BEGIN
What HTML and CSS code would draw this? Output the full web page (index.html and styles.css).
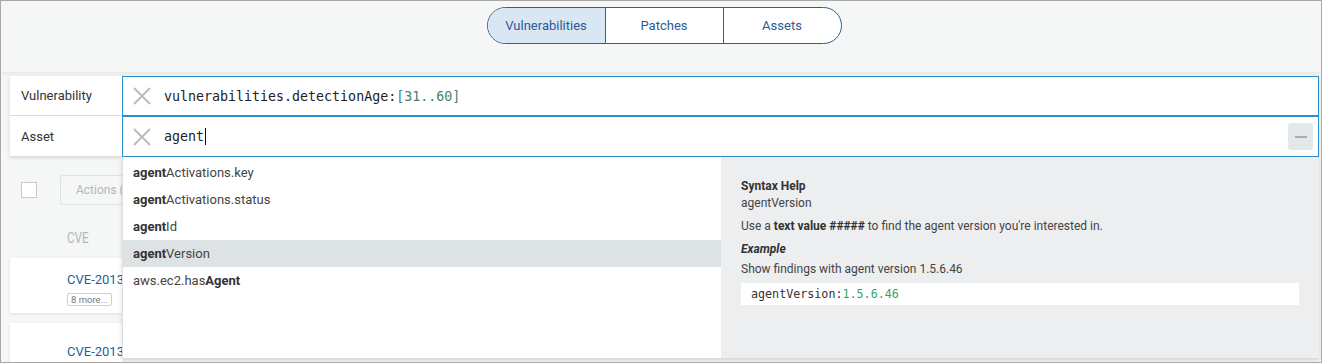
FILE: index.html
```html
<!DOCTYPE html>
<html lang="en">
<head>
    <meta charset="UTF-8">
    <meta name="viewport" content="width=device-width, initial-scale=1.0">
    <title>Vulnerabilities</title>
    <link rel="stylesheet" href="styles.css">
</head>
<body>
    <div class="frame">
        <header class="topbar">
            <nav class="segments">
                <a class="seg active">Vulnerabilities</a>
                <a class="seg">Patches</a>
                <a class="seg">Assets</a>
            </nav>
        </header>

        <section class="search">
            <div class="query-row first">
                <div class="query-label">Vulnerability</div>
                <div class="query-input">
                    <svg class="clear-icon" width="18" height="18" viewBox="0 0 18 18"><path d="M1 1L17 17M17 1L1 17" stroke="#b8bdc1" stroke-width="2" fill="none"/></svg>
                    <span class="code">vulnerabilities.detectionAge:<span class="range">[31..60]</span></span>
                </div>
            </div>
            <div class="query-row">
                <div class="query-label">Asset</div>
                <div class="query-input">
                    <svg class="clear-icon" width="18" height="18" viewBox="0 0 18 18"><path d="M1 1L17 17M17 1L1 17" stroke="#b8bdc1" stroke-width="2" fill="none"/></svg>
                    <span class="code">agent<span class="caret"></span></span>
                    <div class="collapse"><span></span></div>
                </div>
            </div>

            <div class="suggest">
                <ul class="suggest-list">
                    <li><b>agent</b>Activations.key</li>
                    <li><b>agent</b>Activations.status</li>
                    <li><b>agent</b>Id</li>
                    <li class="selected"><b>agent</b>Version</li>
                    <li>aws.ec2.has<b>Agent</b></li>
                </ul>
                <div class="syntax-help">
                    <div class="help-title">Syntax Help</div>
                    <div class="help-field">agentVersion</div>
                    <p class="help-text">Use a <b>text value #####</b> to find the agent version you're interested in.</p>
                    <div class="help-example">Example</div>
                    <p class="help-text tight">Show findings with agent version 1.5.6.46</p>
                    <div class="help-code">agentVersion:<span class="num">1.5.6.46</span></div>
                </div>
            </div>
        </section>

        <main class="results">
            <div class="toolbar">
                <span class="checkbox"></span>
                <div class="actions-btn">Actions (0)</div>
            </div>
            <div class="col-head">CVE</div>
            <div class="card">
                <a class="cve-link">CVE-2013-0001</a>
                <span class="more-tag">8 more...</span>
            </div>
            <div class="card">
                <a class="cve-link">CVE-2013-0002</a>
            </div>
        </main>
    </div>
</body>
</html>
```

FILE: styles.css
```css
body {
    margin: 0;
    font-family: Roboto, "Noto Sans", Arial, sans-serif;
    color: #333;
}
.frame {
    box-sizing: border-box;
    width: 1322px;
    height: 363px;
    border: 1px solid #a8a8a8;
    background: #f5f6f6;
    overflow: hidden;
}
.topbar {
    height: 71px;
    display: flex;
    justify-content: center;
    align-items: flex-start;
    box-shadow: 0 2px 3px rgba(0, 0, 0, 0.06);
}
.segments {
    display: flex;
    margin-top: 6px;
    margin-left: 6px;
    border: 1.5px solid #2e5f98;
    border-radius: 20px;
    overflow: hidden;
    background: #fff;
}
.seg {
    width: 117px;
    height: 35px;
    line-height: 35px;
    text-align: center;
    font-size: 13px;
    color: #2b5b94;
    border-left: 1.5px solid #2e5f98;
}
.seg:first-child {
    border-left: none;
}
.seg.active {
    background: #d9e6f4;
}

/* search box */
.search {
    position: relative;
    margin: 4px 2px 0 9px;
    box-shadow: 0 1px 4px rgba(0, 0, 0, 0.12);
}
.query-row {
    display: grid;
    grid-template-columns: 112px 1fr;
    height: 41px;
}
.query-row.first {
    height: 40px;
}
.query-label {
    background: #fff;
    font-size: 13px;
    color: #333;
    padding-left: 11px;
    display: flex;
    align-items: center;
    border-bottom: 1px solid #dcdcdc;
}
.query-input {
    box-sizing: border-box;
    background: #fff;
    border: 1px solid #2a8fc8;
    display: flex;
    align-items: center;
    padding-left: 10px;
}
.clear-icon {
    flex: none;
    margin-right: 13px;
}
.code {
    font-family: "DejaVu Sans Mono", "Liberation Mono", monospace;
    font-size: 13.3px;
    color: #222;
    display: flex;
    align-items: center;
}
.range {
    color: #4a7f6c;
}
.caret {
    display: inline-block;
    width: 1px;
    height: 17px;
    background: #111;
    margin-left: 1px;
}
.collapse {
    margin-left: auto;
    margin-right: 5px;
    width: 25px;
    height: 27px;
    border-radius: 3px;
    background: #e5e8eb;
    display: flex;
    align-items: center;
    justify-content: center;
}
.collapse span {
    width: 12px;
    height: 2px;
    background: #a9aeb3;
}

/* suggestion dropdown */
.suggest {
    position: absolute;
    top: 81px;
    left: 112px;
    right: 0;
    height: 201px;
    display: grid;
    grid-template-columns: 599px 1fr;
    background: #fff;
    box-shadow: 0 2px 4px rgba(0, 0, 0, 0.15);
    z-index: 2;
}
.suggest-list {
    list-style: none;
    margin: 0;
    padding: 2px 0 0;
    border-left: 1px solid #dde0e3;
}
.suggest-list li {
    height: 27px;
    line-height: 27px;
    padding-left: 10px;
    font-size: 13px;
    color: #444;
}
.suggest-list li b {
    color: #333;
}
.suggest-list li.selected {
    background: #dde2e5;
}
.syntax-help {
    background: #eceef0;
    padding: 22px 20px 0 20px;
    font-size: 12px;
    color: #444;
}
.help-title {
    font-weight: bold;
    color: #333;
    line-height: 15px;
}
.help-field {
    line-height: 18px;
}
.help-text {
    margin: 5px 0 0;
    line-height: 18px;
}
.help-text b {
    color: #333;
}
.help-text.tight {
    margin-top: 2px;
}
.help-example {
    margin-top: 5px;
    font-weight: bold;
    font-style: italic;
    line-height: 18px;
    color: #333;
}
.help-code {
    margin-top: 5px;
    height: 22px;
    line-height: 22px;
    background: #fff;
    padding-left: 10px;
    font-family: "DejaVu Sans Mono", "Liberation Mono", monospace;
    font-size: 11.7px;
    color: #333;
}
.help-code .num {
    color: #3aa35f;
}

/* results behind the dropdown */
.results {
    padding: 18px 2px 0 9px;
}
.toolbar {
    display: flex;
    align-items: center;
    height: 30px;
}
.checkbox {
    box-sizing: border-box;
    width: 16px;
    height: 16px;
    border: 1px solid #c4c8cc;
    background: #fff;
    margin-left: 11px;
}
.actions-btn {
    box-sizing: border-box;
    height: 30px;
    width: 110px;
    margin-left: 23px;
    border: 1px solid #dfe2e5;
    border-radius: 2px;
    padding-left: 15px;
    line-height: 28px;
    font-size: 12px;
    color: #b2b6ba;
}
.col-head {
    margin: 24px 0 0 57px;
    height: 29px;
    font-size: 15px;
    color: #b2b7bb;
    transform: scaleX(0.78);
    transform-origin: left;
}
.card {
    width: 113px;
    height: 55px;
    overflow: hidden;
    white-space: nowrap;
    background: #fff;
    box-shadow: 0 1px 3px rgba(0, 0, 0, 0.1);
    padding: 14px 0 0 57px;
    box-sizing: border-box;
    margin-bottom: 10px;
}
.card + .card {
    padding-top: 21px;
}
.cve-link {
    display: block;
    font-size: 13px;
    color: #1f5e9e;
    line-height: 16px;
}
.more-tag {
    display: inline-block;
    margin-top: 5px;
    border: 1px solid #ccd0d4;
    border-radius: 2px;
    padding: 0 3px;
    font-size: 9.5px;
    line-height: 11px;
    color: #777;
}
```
END
BEGIN
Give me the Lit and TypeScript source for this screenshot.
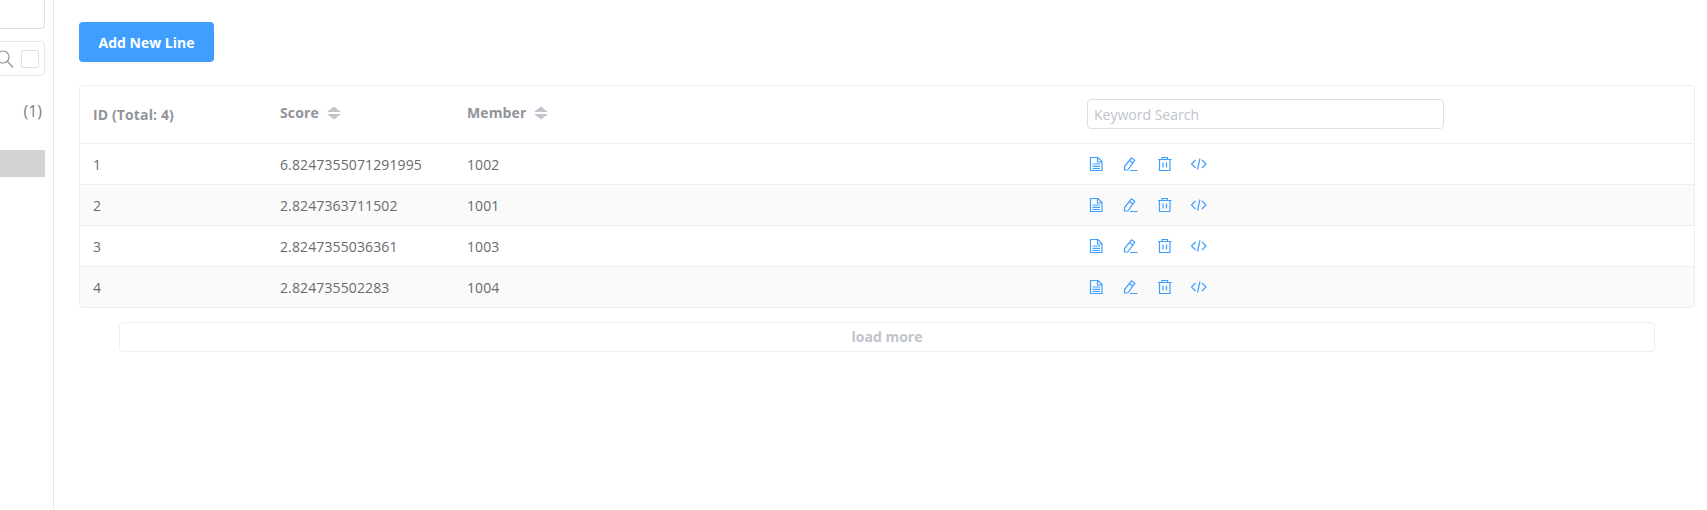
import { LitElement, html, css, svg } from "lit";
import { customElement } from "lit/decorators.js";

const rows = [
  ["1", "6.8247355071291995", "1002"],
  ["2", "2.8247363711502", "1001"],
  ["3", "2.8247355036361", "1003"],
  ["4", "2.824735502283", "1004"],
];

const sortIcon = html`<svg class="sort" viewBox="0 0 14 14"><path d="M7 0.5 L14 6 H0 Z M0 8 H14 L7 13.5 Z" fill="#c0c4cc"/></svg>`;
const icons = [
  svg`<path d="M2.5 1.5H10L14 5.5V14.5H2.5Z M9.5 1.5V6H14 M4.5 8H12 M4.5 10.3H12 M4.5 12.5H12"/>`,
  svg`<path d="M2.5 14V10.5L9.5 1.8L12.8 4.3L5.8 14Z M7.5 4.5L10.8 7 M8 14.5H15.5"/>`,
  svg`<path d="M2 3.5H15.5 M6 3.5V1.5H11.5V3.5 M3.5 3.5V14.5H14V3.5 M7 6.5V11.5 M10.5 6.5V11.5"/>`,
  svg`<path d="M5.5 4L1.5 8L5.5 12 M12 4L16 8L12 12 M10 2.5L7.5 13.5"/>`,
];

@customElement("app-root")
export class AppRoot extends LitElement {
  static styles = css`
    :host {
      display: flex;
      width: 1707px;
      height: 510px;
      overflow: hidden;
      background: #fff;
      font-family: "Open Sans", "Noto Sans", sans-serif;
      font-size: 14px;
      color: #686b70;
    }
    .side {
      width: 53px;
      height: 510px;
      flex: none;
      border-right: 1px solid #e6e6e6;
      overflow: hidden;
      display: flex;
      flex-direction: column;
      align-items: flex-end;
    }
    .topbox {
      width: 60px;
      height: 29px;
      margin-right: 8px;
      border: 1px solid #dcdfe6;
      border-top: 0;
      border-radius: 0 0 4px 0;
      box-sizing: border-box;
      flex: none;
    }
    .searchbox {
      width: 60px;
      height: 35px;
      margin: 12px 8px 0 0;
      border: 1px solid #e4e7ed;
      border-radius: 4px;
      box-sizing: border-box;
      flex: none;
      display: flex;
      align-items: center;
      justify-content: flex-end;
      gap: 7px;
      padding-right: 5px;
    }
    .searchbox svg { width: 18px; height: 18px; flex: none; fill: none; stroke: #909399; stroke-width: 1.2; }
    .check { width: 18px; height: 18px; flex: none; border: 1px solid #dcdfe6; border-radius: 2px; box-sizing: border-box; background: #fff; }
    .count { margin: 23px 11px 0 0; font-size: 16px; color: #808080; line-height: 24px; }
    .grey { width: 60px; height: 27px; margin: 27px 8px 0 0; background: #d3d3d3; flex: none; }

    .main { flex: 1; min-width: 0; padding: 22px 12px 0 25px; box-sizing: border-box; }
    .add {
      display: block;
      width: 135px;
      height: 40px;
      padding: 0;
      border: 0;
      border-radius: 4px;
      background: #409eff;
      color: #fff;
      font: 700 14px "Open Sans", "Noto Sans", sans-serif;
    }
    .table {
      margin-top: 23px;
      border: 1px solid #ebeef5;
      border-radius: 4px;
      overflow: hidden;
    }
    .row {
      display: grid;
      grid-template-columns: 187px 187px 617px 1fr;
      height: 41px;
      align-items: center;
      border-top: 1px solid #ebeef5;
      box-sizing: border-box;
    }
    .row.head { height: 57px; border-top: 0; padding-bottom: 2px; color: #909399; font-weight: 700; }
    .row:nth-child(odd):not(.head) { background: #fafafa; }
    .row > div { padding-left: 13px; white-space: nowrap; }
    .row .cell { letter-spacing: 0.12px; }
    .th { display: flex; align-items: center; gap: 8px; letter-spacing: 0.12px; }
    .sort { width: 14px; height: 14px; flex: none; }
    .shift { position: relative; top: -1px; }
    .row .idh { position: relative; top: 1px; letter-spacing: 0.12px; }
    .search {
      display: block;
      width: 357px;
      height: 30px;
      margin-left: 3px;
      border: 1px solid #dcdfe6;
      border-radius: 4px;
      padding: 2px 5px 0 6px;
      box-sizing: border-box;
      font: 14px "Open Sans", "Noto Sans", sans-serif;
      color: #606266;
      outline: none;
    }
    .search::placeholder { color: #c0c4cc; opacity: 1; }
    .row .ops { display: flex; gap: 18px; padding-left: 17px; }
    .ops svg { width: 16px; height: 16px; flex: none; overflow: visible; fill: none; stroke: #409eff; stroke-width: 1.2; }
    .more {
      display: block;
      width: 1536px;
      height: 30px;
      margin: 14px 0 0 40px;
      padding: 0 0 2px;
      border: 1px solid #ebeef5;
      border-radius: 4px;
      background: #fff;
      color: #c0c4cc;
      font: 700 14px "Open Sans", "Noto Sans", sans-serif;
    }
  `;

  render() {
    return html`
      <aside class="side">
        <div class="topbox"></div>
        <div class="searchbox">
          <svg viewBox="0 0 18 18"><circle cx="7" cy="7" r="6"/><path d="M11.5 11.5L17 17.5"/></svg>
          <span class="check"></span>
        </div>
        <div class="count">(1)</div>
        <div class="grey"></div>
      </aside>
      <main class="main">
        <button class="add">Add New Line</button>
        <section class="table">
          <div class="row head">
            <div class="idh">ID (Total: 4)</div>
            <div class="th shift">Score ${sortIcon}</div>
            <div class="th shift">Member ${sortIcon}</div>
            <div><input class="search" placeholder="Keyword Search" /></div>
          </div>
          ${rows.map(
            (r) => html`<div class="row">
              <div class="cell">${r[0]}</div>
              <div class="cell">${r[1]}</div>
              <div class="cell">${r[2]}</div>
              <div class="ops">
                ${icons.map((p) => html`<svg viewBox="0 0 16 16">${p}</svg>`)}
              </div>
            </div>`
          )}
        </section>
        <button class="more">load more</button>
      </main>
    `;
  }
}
END
THE TASK – Identify every line holding the word "code" and copy it out.

ANSWER TO THIS PROBLEM –
What HTML and CSS code would draw this? Output the full web page (index.html and styles.css).
                    <span class="code">vulnerabilities.detectionAge:<span class="range">[31..60]</span></span>
                    <span class="code">agent<span class="caret"></span></span>
                    <div class="help-code">agentVersion:<span class="num">1.5.6.46</span></div>
.code {
.help-code {
.help-code .num {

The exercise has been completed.